[Interface markup and scripts]
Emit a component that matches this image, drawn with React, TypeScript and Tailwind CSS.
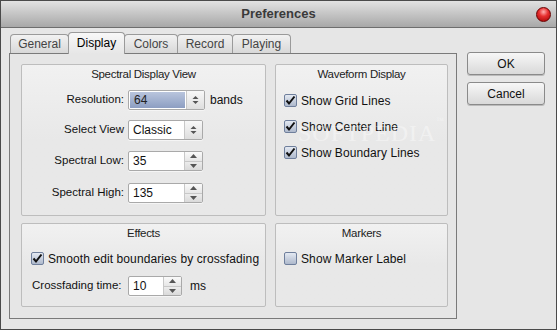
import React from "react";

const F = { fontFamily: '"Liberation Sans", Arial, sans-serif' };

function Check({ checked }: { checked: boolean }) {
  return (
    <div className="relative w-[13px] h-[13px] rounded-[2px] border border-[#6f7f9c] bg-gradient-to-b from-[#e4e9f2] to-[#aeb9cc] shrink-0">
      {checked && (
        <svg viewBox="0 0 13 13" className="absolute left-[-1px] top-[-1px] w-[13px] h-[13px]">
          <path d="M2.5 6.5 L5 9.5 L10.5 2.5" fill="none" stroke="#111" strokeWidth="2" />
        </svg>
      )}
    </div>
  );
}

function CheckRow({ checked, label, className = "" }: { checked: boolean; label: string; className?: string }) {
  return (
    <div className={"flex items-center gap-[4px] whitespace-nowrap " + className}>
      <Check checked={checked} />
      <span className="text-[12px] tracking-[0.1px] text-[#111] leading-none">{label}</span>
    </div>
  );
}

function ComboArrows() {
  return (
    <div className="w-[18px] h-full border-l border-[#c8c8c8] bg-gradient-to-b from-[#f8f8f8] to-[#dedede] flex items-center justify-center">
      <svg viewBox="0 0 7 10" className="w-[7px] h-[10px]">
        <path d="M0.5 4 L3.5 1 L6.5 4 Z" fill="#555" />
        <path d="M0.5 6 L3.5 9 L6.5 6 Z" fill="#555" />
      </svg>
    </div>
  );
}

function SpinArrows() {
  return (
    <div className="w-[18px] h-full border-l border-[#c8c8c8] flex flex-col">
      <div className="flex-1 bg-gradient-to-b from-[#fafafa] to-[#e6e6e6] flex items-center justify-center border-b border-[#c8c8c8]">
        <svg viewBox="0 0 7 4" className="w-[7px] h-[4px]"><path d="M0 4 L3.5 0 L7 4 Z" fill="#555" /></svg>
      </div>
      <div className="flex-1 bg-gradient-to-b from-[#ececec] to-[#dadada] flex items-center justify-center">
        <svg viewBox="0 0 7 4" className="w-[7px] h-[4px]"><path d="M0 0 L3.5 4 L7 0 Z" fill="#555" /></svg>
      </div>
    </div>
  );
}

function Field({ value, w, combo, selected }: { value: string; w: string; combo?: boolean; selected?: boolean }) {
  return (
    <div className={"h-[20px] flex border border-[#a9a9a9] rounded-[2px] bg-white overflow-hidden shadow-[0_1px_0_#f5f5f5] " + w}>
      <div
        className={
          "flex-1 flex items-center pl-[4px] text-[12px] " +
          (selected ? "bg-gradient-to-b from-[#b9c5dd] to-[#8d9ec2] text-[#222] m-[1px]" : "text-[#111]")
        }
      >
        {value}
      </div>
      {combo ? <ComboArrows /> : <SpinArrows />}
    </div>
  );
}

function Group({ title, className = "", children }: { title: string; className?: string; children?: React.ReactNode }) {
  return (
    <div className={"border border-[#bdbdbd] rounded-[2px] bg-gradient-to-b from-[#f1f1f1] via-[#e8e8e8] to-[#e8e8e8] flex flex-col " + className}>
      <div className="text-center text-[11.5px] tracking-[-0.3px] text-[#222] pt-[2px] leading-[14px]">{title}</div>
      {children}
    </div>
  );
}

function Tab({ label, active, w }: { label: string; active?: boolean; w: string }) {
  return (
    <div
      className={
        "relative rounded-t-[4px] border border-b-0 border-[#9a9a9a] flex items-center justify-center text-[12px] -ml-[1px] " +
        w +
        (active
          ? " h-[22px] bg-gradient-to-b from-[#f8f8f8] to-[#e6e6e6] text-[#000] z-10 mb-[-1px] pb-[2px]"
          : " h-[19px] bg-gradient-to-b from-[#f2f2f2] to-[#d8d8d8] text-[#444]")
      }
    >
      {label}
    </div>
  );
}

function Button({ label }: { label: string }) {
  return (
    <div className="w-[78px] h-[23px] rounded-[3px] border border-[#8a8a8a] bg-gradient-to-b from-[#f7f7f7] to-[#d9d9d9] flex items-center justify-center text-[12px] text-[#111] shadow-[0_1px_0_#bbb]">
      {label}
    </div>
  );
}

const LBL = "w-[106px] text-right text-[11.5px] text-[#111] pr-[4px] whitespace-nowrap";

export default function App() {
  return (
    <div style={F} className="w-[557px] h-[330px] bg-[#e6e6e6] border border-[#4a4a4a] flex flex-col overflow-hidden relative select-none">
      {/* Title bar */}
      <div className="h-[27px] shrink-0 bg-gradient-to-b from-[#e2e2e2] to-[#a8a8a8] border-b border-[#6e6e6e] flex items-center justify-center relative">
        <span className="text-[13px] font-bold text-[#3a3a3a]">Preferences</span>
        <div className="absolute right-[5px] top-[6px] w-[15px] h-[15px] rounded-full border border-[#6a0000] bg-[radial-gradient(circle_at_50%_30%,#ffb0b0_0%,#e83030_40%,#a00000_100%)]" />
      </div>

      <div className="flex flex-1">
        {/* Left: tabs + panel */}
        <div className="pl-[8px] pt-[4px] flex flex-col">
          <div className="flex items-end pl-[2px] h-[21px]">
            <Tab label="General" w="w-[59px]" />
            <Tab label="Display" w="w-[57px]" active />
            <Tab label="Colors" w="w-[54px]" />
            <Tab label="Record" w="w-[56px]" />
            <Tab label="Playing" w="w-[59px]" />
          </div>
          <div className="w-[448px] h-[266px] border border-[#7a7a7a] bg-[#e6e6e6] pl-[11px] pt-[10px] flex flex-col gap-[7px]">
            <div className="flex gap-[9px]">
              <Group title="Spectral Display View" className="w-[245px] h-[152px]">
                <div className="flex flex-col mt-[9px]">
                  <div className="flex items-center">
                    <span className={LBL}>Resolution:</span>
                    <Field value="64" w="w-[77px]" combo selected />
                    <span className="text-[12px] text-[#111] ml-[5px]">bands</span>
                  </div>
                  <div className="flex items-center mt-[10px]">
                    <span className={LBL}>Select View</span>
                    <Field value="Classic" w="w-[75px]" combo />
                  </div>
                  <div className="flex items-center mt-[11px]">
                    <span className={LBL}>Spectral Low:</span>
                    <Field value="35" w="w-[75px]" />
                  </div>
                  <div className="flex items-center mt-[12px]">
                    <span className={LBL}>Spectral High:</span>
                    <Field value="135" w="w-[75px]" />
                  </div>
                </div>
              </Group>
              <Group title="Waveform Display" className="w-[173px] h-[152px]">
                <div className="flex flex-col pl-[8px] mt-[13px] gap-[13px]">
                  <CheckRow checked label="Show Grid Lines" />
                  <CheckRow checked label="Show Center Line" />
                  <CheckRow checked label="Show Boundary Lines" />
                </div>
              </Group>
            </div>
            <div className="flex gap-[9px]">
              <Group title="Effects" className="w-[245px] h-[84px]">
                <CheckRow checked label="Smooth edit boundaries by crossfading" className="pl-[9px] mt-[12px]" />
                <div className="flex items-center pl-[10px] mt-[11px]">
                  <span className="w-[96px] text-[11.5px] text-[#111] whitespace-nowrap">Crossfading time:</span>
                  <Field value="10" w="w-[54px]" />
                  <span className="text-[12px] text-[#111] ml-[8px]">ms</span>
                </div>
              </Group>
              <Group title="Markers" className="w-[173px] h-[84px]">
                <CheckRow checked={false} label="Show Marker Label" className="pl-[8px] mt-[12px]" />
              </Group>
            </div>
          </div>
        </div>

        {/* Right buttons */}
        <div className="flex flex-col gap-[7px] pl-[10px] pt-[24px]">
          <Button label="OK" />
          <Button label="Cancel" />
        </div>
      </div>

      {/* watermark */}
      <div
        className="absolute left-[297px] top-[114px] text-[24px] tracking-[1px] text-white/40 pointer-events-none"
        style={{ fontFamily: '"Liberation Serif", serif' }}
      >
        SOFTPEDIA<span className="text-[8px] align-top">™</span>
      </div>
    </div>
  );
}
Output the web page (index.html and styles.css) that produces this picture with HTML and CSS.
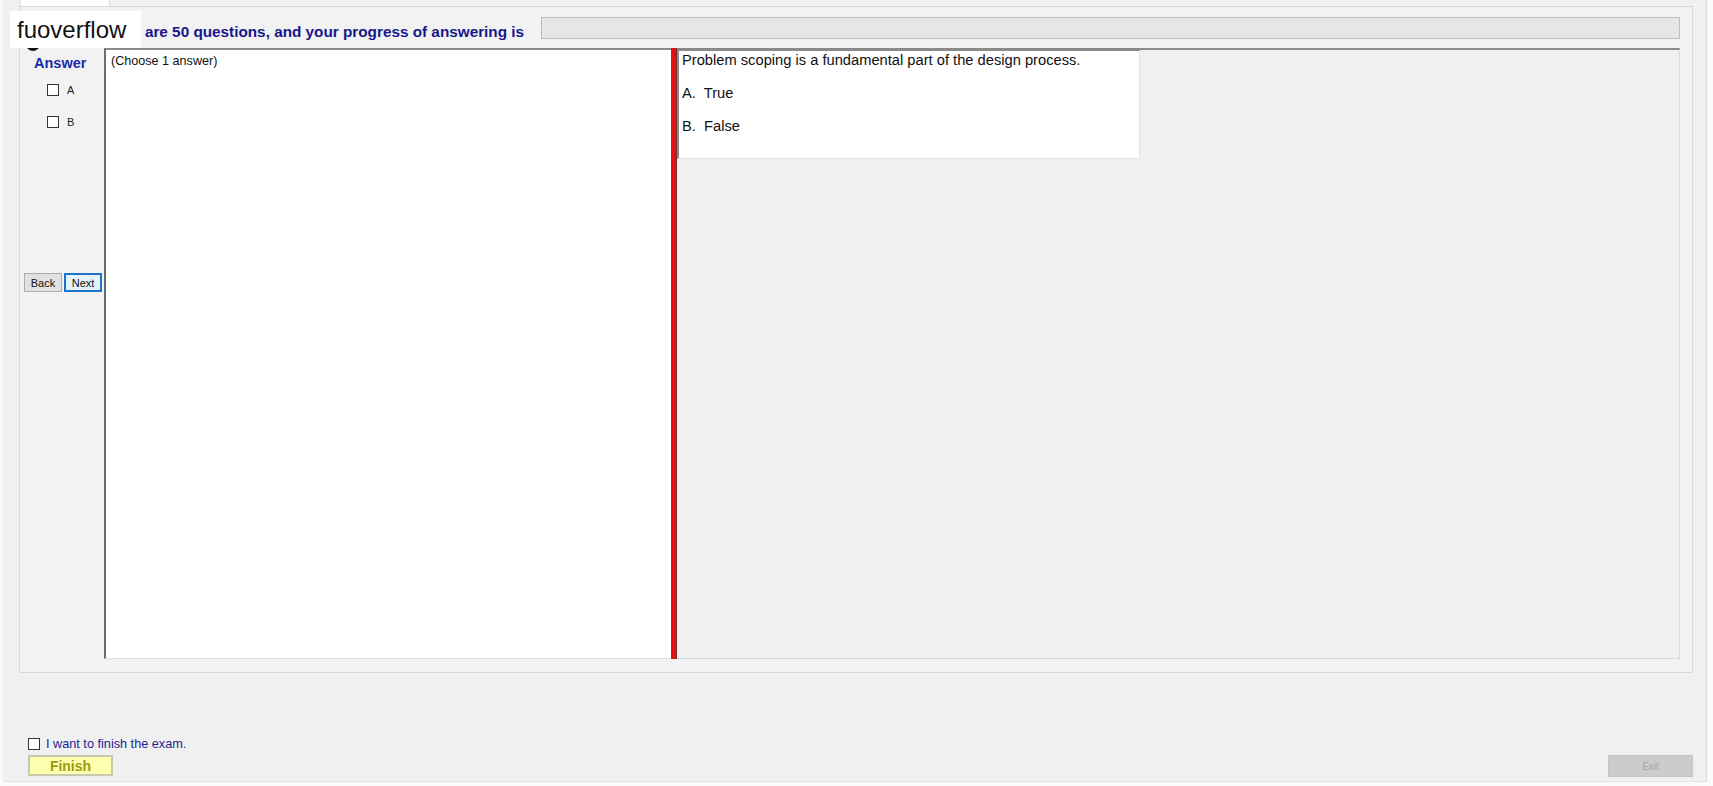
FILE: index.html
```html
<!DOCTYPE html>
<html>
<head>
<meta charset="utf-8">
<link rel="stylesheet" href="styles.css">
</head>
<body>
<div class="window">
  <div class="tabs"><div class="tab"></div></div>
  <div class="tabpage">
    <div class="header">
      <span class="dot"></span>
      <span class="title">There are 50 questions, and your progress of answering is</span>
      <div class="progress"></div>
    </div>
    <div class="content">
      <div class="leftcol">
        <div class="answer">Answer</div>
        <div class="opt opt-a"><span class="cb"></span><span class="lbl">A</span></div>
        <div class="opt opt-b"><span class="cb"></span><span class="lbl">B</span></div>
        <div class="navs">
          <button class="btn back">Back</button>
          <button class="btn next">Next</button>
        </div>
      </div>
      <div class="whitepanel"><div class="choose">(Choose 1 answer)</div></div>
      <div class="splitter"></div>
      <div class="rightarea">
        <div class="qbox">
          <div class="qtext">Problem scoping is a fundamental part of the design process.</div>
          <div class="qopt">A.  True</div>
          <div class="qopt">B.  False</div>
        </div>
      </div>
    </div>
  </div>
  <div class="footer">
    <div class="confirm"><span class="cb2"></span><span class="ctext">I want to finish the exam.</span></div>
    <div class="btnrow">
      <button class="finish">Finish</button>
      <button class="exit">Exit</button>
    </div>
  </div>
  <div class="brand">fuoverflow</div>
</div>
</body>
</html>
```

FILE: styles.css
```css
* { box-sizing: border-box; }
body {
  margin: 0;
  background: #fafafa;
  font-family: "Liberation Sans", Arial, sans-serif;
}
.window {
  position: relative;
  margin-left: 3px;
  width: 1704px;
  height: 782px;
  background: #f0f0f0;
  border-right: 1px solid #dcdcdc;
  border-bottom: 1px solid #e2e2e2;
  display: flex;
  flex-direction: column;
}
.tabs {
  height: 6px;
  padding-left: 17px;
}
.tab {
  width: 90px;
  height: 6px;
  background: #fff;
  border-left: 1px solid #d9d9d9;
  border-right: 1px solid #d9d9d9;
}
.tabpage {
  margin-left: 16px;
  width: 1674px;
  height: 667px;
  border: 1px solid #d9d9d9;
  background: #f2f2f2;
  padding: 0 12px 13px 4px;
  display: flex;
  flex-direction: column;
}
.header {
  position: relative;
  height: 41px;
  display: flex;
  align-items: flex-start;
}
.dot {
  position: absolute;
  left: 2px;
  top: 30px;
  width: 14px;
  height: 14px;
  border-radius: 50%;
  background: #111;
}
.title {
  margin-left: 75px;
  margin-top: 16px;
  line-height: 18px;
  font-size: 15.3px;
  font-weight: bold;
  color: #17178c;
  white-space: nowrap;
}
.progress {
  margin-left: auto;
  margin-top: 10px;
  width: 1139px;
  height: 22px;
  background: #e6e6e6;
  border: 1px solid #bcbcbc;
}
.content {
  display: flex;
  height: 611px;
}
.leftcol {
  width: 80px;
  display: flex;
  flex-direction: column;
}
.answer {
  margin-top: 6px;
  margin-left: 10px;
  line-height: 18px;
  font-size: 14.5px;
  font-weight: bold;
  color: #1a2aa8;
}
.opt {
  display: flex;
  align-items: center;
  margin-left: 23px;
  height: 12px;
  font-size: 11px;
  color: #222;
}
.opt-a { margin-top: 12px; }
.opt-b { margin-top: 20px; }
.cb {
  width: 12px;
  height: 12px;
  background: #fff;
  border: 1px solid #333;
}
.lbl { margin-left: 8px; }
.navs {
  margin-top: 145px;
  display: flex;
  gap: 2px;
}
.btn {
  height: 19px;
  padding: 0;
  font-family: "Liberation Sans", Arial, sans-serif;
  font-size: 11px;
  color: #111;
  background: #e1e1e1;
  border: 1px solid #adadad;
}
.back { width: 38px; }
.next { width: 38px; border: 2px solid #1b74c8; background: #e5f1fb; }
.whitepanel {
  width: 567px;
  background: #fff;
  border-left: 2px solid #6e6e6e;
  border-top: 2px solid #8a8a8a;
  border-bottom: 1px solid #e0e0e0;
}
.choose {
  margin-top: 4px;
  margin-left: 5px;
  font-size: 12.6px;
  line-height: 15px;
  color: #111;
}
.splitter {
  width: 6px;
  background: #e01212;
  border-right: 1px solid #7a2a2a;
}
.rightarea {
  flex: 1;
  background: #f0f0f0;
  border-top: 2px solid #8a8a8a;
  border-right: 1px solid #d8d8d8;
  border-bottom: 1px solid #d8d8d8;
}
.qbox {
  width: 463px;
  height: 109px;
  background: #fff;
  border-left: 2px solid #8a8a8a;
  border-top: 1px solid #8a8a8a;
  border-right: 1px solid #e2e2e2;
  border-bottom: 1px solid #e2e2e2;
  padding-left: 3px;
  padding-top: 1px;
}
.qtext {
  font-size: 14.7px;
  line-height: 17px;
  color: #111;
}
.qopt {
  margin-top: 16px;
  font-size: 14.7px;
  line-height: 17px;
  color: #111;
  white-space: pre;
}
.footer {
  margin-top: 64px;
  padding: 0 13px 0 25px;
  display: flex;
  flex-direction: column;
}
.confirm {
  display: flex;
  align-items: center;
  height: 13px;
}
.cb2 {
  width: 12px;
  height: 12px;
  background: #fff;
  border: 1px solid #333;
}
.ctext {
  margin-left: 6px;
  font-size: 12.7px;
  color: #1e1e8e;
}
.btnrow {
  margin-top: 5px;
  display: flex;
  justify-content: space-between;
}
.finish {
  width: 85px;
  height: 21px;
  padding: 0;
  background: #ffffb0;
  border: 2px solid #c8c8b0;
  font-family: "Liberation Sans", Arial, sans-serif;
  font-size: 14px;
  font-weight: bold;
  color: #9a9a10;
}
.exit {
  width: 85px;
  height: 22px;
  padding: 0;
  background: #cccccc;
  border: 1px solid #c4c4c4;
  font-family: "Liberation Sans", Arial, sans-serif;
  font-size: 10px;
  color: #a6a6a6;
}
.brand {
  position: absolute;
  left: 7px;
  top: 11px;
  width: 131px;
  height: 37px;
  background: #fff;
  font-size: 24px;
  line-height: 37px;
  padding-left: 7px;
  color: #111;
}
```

__Written task__: Wherever "with" shows up in a line, copy that line.

__Result below__:
Emit a component that matches this image, drawn with React, TypeScript and Tailwind CSS.
Output the web page (index.html and styles.css) that produces this picture with HTML and CSS.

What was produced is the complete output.